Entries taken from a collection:
****************
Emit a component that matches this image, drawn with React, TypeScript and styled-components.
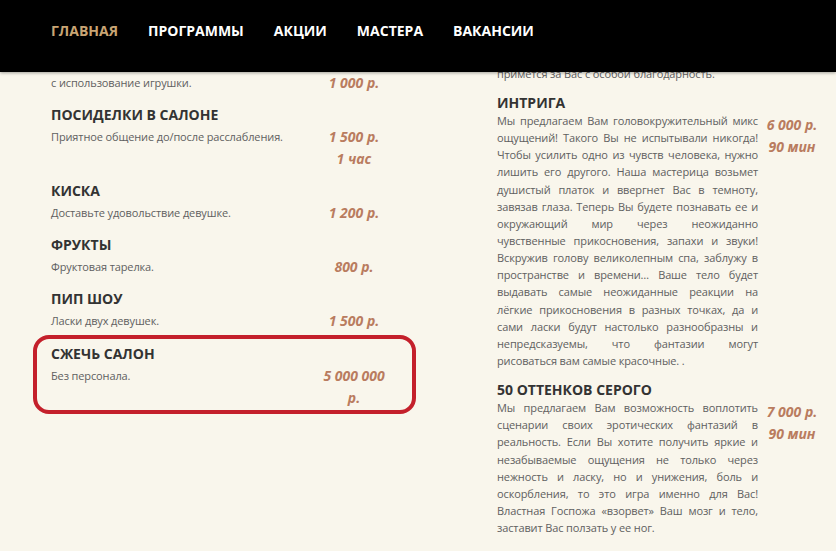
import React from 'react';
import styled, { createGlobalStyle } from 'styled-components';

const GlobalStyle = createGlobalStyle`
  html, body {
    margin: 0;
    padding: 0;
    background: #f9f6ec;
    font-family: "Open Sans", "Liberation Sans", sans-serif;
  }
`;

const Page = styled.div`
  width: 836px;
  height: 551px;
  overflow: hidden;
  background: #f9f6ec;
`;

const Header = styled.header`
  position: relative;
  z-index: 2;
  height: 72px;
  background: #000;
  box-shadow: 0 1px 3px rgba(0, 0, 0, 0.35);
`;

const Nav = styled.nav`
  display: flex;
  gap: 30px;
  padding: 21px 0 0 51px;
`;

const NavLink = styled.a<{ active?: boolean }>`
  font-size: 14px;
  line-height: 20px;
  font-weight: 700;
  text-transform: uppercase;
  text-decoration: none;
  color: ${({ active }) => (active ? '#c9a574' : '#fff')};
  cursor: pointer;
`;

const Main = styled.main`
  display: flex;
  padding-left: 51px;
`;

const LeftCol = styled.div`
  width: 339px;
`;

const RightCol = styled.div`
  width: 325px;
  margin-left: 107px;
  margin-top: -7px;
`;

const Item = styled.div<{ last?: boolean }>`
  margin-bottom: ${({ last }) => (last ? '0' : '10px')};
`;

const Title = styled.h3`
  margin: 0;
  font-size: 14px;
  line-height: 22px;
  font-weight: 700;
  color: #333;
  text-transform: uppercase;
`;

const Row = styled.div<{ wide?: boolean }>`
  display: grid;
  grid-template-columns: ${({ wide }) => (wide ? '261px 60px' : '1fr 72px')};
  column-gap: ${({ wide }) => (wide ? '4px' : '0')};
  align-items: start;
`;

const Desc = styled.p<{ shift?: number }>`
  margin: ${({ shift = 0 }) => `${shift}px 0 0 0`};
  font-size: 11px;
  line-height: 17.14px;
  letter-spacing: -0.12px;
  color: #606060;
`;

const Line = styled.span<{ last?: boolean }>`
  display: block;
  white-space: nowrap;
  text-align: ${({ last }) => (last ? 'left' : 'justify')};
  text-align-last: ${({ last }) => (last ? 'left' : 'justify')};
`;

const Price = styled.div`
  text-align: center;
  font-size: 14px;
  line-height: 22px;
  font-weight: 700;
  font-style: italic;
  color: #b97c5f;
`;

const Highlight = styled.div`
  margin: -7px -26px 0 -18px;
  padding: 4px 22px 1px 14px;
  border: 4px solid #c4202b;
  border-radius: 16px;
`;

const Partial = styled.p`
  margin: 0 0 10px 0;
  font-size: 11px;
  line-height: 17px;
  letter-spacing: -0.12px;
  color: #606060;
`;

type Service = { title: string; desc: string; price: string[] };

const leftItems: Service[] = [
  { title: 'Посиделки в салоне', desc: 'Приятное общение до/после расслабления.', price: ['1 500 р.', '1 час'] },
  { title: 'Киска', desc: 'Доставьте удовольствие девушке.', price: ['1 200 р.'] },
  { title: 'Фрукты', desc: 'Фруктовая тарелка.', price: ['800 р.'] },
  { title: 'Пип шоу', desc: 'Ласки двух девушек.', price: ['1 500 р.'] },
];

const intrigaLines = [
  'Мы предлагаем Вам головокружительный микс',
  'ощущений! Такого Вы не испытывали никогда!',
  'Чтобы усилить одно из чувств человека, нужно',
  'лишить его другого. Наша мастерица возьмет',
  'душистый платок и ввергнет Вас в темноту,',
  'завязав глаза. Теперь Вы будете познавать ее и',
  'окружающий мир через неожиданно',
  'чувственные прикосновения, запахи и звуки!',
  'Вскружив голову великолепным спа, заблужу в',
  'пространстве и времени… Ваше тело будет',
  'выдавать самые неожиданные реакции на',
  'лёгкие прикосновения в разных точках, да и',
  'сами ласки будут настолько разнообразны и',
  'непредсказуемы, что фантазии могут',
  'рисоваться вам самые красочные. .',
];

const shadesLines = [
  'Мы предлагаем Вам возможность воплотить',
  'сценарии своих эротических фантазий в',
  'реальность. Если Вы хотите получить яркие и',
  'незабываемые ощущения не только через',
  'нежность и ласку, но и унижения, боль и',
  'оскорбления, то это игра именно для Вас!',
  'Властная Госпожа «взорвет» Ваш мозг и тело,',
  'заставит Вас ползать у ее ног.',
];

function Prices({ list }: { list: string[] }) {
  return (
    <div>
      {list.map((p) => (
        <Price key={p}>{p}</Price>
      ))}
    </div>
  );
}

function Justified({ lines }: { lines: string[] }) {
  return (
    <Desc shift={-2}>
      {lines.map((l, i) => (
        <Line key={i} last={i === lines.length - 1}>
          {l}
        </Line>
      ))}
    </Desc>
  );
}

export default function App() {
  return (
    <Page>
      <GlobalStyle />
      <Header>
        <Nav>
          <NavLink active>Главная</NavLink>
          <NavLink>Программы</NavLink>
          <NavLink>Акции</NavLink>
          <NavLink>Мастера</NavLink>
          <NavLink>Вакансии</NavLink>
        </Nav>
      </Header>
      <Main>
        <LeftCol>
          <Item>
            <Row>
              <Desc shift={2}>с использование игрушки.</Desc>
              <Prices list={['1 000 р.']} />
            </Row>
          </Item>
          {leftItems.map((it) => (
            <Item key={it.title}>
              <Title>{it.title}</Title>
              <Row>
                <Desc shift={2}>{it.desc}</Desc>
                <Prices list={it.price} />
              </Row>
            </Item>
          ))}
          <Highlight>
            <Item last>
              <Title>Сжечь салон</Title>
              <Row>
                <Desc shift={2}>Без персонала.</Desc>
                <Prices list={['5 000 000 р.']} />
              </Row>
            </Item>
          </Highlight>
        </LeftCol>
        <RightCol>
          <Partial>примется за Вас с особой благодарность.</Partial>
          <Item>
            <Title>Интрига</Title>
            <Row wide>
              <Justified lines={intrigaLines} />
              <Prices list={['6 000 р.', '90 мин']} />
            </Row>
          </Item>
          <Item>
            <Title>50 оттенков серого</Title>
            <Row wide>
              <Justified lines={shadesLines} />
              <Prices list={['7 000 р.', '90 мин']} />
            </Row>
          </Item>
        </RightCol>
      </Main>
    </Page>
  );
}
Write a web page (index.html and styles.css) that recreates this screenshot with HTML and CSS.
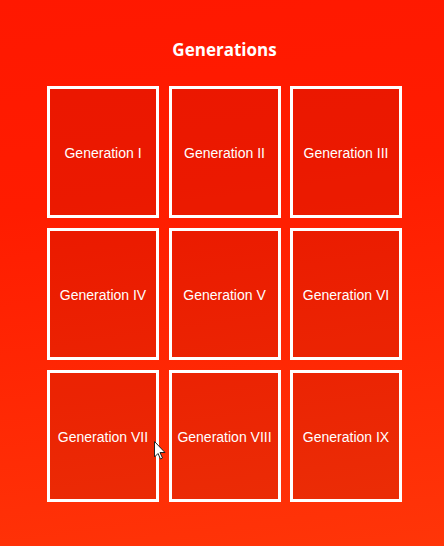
****************
What you have to do:
Which lines include the word "that"? Copy every one of them.

Correct result:
Emit a component that matches this image, drawn with React, TypeScript and styled-components.
Write a web page (index.html and styles.css) that recreates this screenshot with HTML and CSS.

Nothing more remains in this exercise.